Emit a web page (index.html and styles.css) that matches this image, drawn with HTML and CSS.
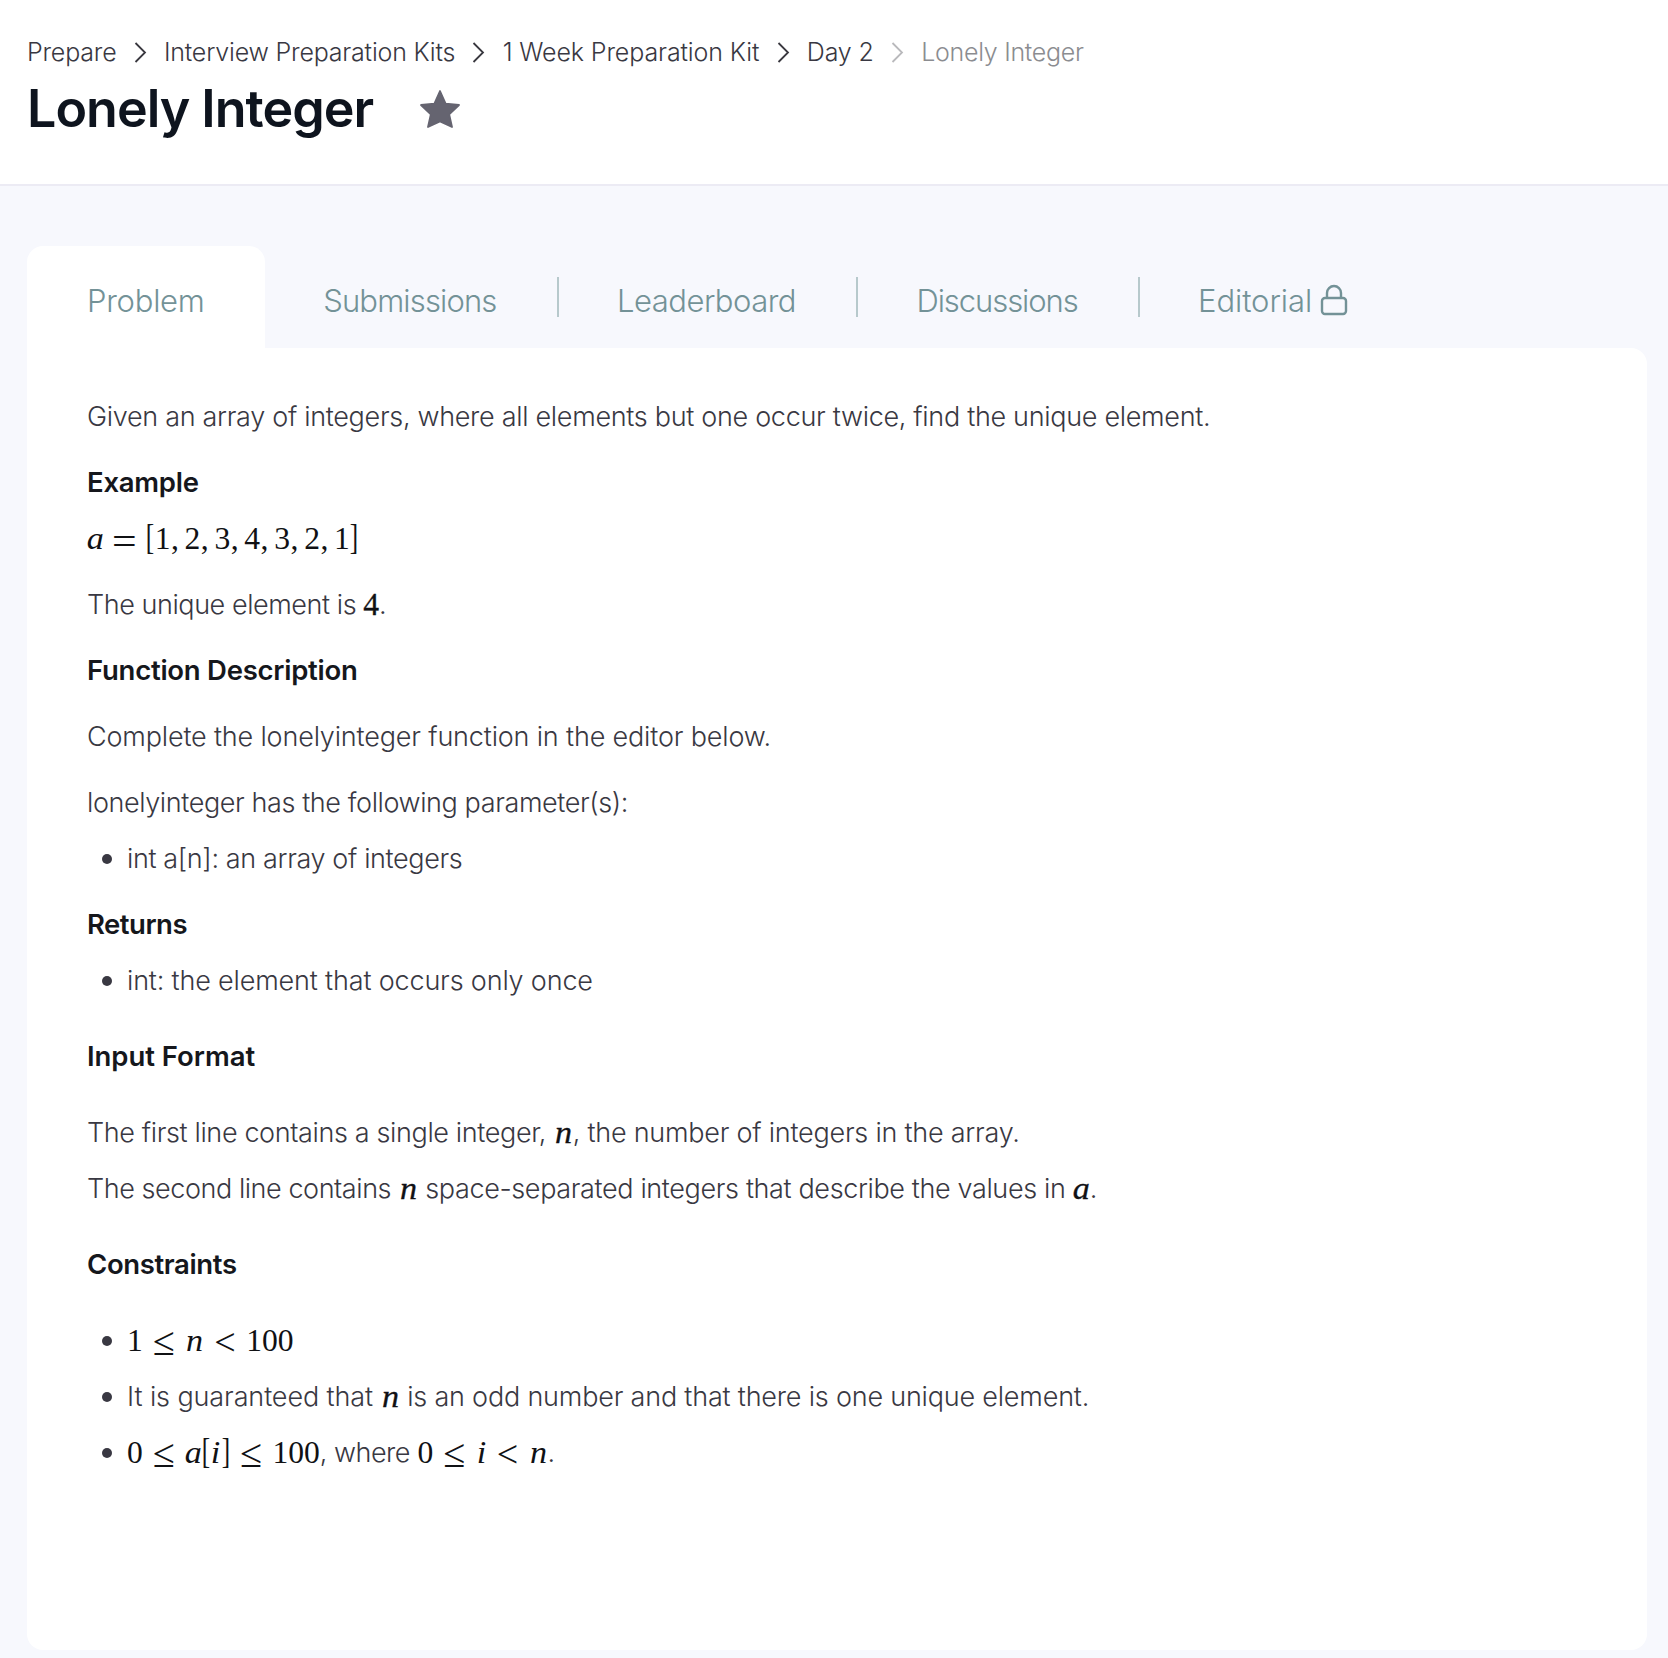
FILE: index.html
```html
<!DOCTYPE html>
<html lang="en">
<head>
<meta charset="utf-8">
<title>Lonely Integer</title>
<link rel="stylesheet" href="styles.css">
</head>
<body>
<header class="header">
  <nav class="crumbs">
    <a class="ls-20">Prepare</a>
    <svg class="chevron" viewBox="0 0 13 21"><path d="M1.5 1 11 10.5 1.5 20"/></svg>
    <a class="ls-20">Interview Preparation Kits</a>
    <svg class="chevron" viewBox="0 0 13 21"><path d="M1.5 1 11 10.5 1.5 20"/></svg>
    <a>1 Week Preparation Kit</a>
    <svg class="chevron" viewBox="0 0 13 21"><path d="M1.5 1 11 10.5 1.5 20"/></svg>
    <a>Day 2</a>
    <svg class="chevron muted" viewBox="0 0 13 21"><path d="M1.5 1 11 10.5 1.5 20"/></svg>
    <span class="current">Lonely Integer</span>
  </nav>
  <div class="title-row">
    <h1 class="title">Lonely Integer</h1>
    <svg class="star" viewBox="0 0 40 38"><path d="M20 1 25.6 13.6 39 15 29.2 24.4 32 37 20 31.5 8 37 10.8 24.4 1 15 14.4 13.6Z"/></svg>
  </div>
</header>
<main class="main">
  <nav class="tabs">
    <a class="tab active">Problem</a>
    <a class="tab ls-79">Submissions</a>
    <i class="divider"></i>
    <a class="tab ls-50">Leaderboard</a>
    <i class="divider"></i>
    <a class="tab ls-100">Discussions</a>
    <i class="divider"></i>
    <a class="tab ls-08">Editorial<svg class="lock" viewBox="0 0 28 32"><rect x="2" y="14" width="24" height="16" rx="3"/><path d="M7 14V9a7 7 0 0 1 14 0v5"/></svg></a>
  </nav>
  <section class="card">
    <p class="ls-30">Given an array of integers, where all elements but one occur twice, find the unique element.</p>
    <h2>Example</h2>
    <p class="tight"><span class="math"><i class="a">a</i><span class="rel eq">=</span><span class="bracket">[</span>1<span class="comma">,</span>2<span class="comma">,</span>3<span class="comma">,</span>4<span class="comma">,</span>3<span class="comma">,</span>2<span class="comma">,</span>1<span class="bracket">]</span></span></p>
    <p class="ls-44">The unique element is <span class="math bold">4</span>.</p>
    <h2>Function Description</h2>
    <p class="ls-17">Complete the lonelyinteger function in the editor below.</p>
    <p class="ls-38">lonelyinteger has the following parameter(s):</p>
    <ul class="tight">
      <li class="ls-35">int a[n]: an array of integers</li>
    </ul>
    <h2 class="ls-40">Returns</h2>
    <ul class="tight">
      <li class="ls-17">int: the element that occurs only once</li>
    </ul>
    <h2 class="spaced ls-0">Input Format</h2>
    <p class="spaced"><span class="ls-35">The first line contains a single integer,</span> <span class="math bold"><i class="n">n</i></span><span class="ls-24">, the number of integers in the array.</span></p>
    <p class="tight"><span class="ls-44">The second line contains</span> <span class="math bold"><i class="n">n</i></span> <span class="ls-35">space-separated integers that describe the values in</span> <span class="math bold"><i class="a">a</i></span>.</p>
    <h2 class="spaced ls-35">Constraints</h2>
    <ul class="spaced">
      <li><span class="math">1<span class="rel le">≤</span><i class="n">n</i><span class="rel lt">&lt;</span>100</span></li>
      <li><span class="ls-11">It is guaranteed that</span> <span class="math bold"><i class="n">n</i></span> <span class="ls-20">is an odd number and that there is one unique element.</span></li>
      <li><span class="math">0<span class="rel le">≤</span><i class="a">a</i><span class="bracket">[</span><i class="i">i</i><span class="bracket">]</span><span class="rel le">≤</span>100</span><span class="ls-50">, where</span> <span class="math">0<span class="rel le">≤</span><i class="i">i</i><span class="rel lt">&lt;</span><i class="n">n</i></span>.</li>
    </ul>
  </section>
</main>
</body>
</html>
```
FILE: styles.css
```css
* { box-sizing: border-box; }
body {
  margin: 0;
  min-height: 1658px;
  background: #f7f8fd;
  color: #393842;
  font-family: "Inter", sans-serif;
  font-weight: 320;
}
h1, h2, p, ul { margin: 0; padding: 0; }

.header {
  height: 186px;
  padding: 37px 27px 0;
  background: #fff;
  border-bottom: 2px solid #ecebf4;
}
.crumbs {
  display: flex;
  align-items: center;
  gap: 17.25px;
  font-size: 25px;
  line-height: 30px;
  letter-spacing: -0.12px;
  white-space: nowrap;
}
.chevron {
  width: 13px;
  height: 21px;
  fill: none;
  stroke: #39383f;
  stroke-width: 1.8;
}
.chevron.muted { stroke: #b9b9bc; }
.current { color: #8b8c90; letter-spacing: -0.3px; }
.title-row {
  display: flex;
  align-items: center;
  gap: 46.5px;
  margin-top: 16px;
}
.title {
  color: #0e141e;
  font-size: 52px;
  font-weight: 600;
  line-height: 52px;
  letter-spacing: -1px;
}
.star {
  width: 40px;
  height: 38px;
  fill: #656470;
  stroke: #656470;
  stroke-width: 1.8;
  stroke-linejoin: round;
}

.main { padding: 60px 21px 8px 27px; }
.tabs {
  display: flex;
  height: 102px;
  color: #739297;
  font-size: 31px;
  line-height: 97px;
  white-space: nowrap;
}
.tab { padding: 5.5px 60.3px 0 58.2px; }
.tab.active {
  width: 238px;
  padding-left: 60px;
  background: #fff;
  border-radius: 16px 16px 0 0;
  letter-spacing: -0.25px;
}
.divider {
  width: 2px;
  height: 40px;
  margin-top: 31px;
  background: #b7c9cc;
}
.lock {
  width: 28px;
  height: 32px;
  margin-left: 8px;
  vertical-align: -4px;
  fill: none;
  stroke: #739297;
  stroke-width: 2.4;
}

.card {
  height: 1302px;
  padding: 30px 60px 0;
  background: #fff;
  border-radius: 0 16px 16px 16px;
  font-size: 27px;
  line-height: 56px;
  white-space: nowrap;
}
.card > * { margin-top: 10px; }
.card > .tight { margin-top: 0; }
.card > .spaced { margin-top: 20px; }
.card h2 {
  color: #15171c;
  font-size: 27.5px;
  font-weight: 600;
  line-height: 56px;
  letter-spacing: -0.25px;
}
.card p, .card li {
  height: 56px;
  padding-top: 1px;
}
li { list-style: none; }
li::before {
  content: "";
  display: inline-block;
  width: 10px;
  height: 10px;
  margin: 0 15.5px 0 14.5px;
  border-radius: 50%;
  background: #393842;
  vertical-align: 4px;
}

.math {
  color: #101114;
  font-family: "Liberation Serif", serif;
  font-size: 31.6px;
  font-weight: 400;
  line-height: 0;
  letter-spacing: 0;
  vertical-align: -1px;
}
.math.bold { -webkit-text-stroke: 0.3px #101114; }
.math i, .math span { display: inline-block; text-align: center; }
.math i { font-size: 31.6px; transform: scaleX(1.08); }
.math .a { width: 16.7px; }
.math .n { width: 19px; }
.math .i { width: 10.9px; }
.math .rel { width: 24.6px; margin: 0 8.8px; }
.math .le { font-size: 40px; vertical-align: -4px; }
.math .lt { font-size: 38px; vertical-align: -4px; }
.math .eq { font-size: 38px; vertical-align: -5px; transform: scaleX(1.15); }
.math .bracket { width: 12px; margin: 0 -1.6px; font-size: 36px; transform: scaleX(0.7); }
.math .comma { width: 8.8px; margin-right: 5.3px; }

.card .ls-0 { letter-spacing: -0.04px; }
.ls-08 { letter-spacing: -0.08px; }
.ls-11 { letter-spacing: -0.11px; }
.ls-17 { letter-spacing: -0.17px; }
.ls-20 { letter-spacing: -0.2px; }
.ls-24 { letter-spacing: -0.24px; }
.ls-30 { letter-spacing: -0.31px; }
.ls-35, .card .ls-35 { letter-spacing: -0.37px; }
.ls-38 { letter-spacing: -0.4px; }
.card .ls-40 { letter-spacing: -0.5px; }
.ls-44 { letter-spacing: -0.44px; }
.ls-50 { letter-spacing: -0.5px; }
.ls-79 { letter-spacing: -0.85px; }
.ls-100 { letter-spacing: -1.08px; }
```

- - - -

◆ **Short problem**: Pick out every line above that contains the word "styles" and copy it.

◆ **Finished answer**:
Emit a web page (index.html and styles.css) that matches this image, drawn with HTML and CSS.
<link rel="stylesheet" href="styles.css">
FILE: styles.css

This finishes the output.